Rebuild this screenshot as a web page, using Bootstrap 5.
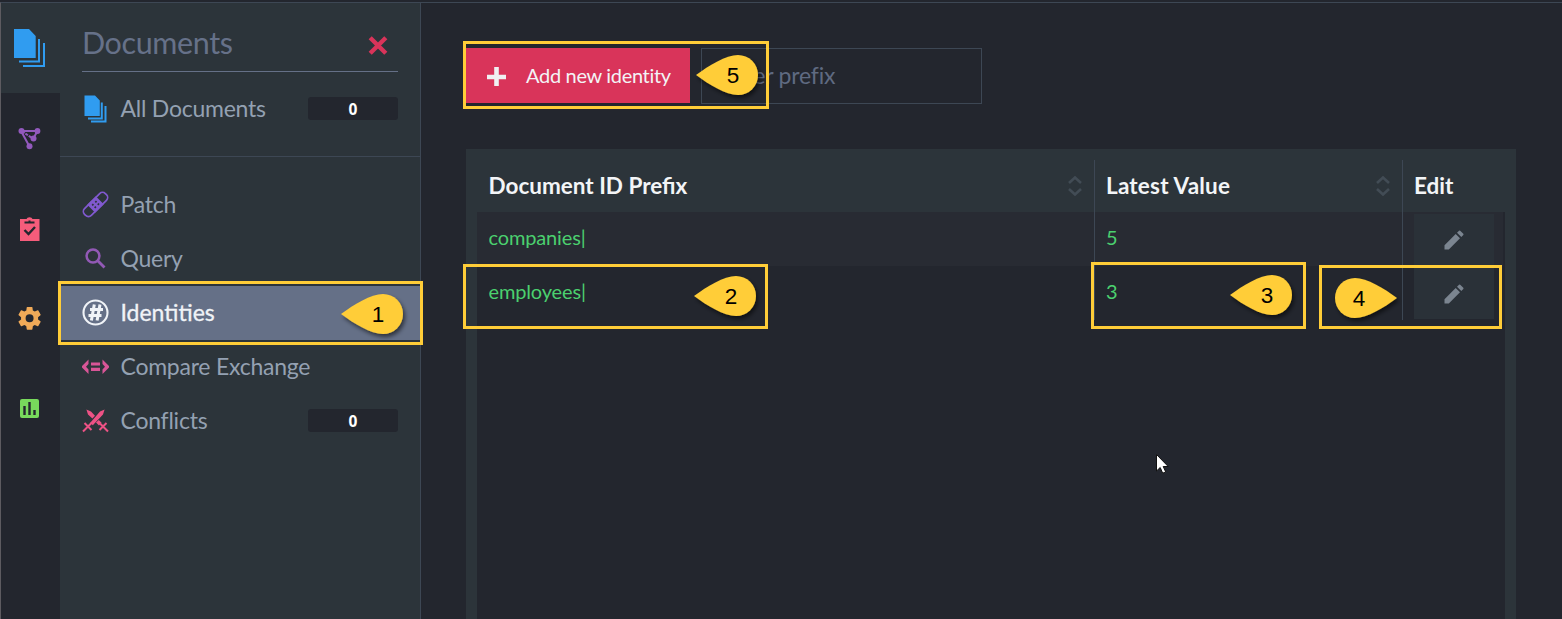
<!DOCTYPE html>
<html lang="en">
<head>
<meta charset="utf-8">
<title>Identities</title>
<link href="https://cdn.jsdelivr.net/npm/bootstrap@5.3.0/dist/css/bootstrap.min.css" rel="stylesheet">
<style>
:root{--dark:#23262e;--panel:#2c343a;--line:#3d4754;--muted:#94a1b2;--slate:#657087;--mark:#ffcd38}
body{font-family:Lato,"Liberation Sans",sans-serif;background:var(--dark);color:var(--muted);height:619px;overflow:hidden;line-height:1.2}
svg{display:block;flex:none}
.app{height:617px;border-top:1px solid var(--line);margin-top:2px;border-left:1px solid #5d5b60}
.rail{width:59px}
.rail a{height:90px;padding-left:12px}
.rail a:first-child{background:var(--panel)}
.side{width:361px;background:var(--panel);border-right:1px solid var(--line)}
.side-top{height:154px;border-bottom:1px solid var(--line);padding:0 22px}
.side-title{height:69px;border-bottom:1px solid var(--slate);font-size:30.500px;color:#667189;padding-right:10px}
.side-title .h-text{margin-top:11px;letter-spacing:-.38px}
.side-title svg{margin-top:16px}
.item{height:54px;padding:0 22px;font-size:23px;letter-spacing:-.24px;color:var(--muted);text-decoration:none}
.item svg{margin-right:11.500px}
.item.active{background:var(--slate);color:#f0f3f7;letter-spacing:0;-webkit-text-stroke:.3px #f0f3f7}
.item.all-docs{height:73px;padding:0}
.spacer{height:21px}
.count{width:90px;height:23px;margin-bottom:1px;border-radius:3px;background:var(--dark);color:#fff;font:bold 15.500px/24px "Open Sans",sans-serif;letter-spacing:0;text-align:center}
.all-docs .count{margin-bottom:0}
.main-area{padding:45px 46px 0 45px}
.btn-new{width:224px;height:55px;background:#d9345a;border:0;border-radius:0;color:#f3f3f5;font-size:20px;letter-spacing:-.32px;padding:0 0 0 19px}
.btn-new svg{margin-right:19px}
.btn-new span{margin-top:-2px}
.filter{width:281px;height:56px;background:var(--dark);border:1px solid var(--line);border-radius:0;font-size:23px;letter-spacing:-.2px;color:#657087;padding:0 20px 3px}
.filter::placeholder{color:#5f6a81;opacity:1}
.grid-box{background:var(--panel);margin-top:45px;padding:11px 11px 0;height:480px}
.cols{display:grid;grid-template-columns:617px 308px 103px}
.cols>div{padding:0 12px 0 11.500px}
.cols>div+div{border-left:1px solid var(--line);padding-left:11px}
.g-head{height:52px;color:#f3f5f7;font-size:22.500px;font-weight:700}
.g-head span{margin-top:-2px}
.g-head>div:nth-child(2) span{letter-spacing:.2px}
.g-body{background:var(--dark);height:410px}
.g-row{height:54px;color:#4bd06f;font-size:20px;letter-spacing:-.15px}
.g-row>.d-flex{padding-bottom:4px}
.g-row.odd{background:linear-gradient(#282b33,#282b33) no-repeat 0 0/1026px 100%}
.edit{width:80px;height:51px;margin-top:2px;background:#2a3138}
.overlay{position:absolute;left:0;top:0;pointer-events:none}
</style>
</head>
<body>
<div class="app d-flex">
 <nav class="rail d-flex flex-column">
  <a class="d-flex align-items-center"><svg width="33" height="40" viewBox="0 0 33 40" fill="#309cf0"><path d="M1 1H16L22.700 8V30H1ZM25 11H27V34.500H6V32.500H25ZM30 15H32V39H10V37H30Z"/></svg></a>
  <a class="d-flex align-items-center"><svg width="34" height="28" viewBox="0 0 34 28" fill="none" stroke="#9259bd" stroke-width="2"><path d="M8 7H24.500L20 15M8 7 16.500 22.500"/><path d="m9 7.500 11 7" stroke-dasharray="3 1"/><g fill="#9259bd" stroke="none"><circle cx="8.500" cy="7" r="3"/><circle cx="24.500" cy="7" r="2.900"/><circle cx="20.500" cy="14.500" r="3"/><circle cx="16.500" cy="22.300" r="3"/></g></svg></a>
  <a class="d-flex align-items-center"><svg width="34" height="28" viewBox="0 0 34 28"><g transform="translate(0 1)"><path fill="#f55c7b" d="M7 4h6.500q.5-1.800 3-1.800t3 1.800h7v22H7z"/><path d="M11.500 7.500h10M16.500 5.500v2" stroke="#23262e" stroke-width="2"/><path d="m11.500 15 4 4 6.500-7" fill="none" stroke="#23262e" stroke-width="2.400"/></g></svg></a>
  <a class="d-flex align-items-center"><svg width="34" height="28" viewBox="0 0 34 28"><path transform="translate(2.900 .6) scale(1.140)" fill="#f0aa58" d="M19.430 12.980c.04-.32.07-.64.07-.98s-.03-.66-.07-.98l2.110-1.650c.19-.15.24-.42.12-.64l-2-3.460c-.12-.22-.39-.3-.61-.22l-2.490 1c-.52-.4-1.080-.73-1.690-.98l-.38-2.650A.49.49 0 0 0 14 2h-4c-.25 0-.46.18-.49.42l-.38 2.650c-.61.25-1.170.59-1.690.98l-2.490-1c-.23-.09-.49 0-.61.22l-2 3.460c-.13.22-.07.49.12.64l2.110 1.650c-.04.32-.07.65-.07.98s.03.66.07.98l-2.110 1.650c-.19.15-.24.42-.12.64l2 3.460c.12.22.39.3.61.22l2.490-1c.52.4 1.080.73 1.690.98l.38 2.650c.03.24.24.42.49.42h4c.25 0 .46-.18.49-.42l.38-2.650c.61-.25 1.170-.59 1.690-.98l2.490 1c.23.09.49 0 .61-.22l2-3.460c.12-.22.07-.49-.12-.64zM12 15.500a3.500 3.500 0 1 1 0-7 3.500 3.500 0 0 1 0 7z"/></svg></a>
  <a class="d-flex align-items-center"><svg width="34" height="28" viewBox="0 0 34 28"><rect x="7" y="5" width="19" height="19" rx="2" fill="#78d95c"/><path d="M11.500 12v9M16.500 8v13M21.500 16v5" stroke="#23262e" stroke-width="2.400"/></svg></a>
 </nav>
 <aside class="side">
  <div class="side-top">
   <div class="side-title d-flex align-items-center justify-content-between"><span class="h-text">Documents</span><svg width="20" height="20" viewBox="0 0 20 20"><path d="m2.200 2.700 15.600 15.600m0-15.600L2.200 18.300" stroke="#d9345a" stroke-width="4.400"/></svg></div>
   <a class="item all-docs d-flex align-items-center"><svg width="27" height="29" viewBox="0 0 27 29" fill="#309cf0"><path d="M2.500 1.500H13L17.800 6.500V22H2.500ZM18.800 8.500H20.800V25.500H6V23.500H18.800ZM22.500 12H24.500V28.500H9V26.500H22.500Z"/></svg>All Documents<span class="count ms-auto">0</span></a>
  </div>
  <div class="spacer"></div>
  <a class="item d-flex align-items-center"><svg width="27" height="28" viewBox="0 0 27 28"><g transform="rotate(-45 13.500 13.500)" fill="none" stroke="#8159cf" stroke-width="1.700"><rect x="-1.200" y="8.700" width="29.400" height="9.600" rx="4"/><rect x="8.300" y="8.700" width="10.400" height="9.600" fill="#8159cf"/><path d="M10.500 11.800h1.800m2.600 0h1.800M10.500 15.300h1.800m2.600 0h1.800" stroke="#2c343a"/></g></svg>Patch</a>
  <a class="item d-flex align-items-center"><svg width="27" height="28" viewBox="0 0 27 28" fill="none" stroke="#9259b5" stroke-width="2.500"><circle cx="11" cy="11" r="6.400"/><path d="m15.500 15.500 7 7" stroke-width="2.800"/></svg>Query</a>
  <a class="item active d-flex align-items-center"><svg width="27" height="28" viewBox="0 0 27 28" fill="none" stroke="#f0f3f7"><circle cx="13.500" cy="13.500" r="12" stroke-width="2.100"/><path d="M12.300 5.500 9.400 21.500M18 5.500 15.100 21.500M8 10.500h13M6.500 16.500h13" stroke-width="3"/></svg>Identities</a>
  <a class="item d-flex align-items-center"><svg width="27" height="28" viewBox="0 0 27 28" fill="none" stroke="#d85597" stroke-width="3.200"><path d="M9 11h9M9 16.300h9"/><path fill="#d85597" stroke="none" d="M6.500 6.500 0 13v1.500L6.500 21v-4.500L4 13.700 6.500 11zM20.500 6.500 27 13v1.500L20.500 21v-4.500l2.500-2.800-2.500-2.700z"/></svg>Compare Exchange</a>
  <a class="item d-flex align-items-center"><svg width="27" height="28" viewBox="0 0 27 28" stroke="#ed5285" fill="none"><path fill="#ed5285" stroke="none" d="M22.600 2.500 21 7.500 10.800 18.200 8.300 15.700 18 4.500zM4.400 2.500 9 4.500l4 4.200-2.600 2.900L6 7.500zM16.800 13l2.800 2.800-2.600 2.600-3-2.800z"/><path d="m2.500 16 7 7M24.500 16l-7 7M1 24.500l9-9m16 9-8-8" stroke-width="2"/></svg>Conflicts<span class="count ms-auto">0</span></a>
 </aside>
 <main class="main-area flex-grow-1">
  <div class="d-flex" style="gap:11px">
   <button class="btn btn-new d-flex align-items-center"><svg width="22" height="22" viewBox="0 0 22 22"><path d="M11.500 2v19M2 12h19" stroke="#f0f0f2" stroke-width="4.600"/></svg><span>Add new identity</span></button>
   <input class="filter" placeholder="Filter prefix">
  </div>
  <section class="grid-box">
    <div class="g-head cols">
     <div class="d-flex align-items-center justify-content-between"><span>Document ID Prefix</span><svg width="14" height="20" viewBox="0 0 14 20" fill="none" stroke="#424c55" stroke-width="2.600"><path d="m1 7 6-5.500L13 7M1 13l6 5.500 6-5.500"/></svg></div>
     <div class="d-flex align-items-center justify-content-between"><span>Latest Value</span><svg width="14" height="20" viewBox="0 0 14 20" fill="none" stroke="#424c55" stroke-width="2.600"><path d="m1 7 6-5.500L13 7M1 13l6 5.500 6-5.500"/></svg></div>
     <div class="d-flex align-items-center"><span>Edit</span></div>
    </div>
    <div class="g-body">
     <div class="g-row odd cols"><div class="d-flex align-items-center">companies|</div><div class="d-flex align-items-center">5</div><div><div class="edit d-flex align-items-center justify-content-center"><svg width="20" height="20" viewBox="0 0 20 20" fill="#7b8590"><path d="M.5 19.500v-4.300L11.700 4l4.300 4.300L4.800 19.500zM13 2.700 15 .7q.6-.4 1.200 0l3.100 3.100q.5.600 0 1.200l-2 2z"/></svg></div></div></div>
     <div class="g-row cols"><div class="d-flex align-items-center">employees|</div><div class="d-flex align-items-center">3</div><div><div class="edit d-flex align-items-center justify-content-center"><svg width="20" height="20" viewBox="0 0 20 20" fill="#7b8590"><path d="M.5 19.500v-4.300L11.700 4l4.300 4.300L4.800 19.500zM13 2.700 15 .7q.6-.4 1.200 0l3.100 3.100q.5.600 0 1.200l-2 2z"/></svg></div></div></div>
    </div>
  </section>
 </main>
</div>
<!-- numbered annotations and pointer over the page -->
<svg class="overlay" width="1562" height="619" viewBox="0 0 1562 619">
 <defs><filter id="sh" x="-20%" y="-20%" width="150%" height="160%"><feDropShadow dx="2" dy="3" stdDeviation="2" flood-color="#000" flood-opacity=".55"/></filter>
 <path id="drop" d="M0 20C13 10.500 30 0 42 0A20 20 0 0 1 42 40C30 40 13 29.500 0 20Z"/></defs>
 <g fill="none" stroke="#ffcd38" stroke-width="3">
  <rect x="59.500" y="282.500" width="362" height="61"/><rect x="464.500" y="265.500" width="302" height="62"/><rect x="1092.500" y="263.500" width="212" height="64"/><rect x="1320.500" y="266.500" width="180" height="61"/><rect x="464.500" y="42.500" width="303" height="65"/>
 </g>
 <g fill="#ffcd38"><g filter="url(#sh)"><use href="#drop" x="341" y="294"/></g><g filter="url(#sh)"><use href="#drop" x="694" y="276"/></g><g filter="url(#sh)"><use href="#drop" x="1230" y="275"/></g><g filter="url(#sh)"><use href="#drop" transform="translate(1397 278) scale(-1 1)"/></g><g filter="url(#sh)"><use href="#drop" x="696" y="55"/></g></g>
 <g font-family="Liberation Sans, sans-serif" font-size="22.500" text-anchor="middle" fill="#000"><text x="378" y="322">1</text><text x="731" y="304">2</text><text x="1267" y="303">3</text><text x="1359" y="306">4</text><text x="733" y="83">5</text></g>
 <path d="M1156.500 454.500v16.500l3.700-3.500 2.500 5.700 3-1.300-2.500-5.400h5z" fill="#fff" stroke="#111" stroke-width="1"/>
</svg>
<script src="https://cdn.jsdelivr.net/npm/bootstrap@5.3.0/dist/js/bootstrap.bundle.min.js"></script>
</body>
</html>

********

**TO DO:** Search the lines above for the string "page", then show every one that has it.

**ANSWER IN FULL:**
Rebuild this screenshot as a web page, using Bootstrap 5.
<!-- numbered annotations and pointer over the page -->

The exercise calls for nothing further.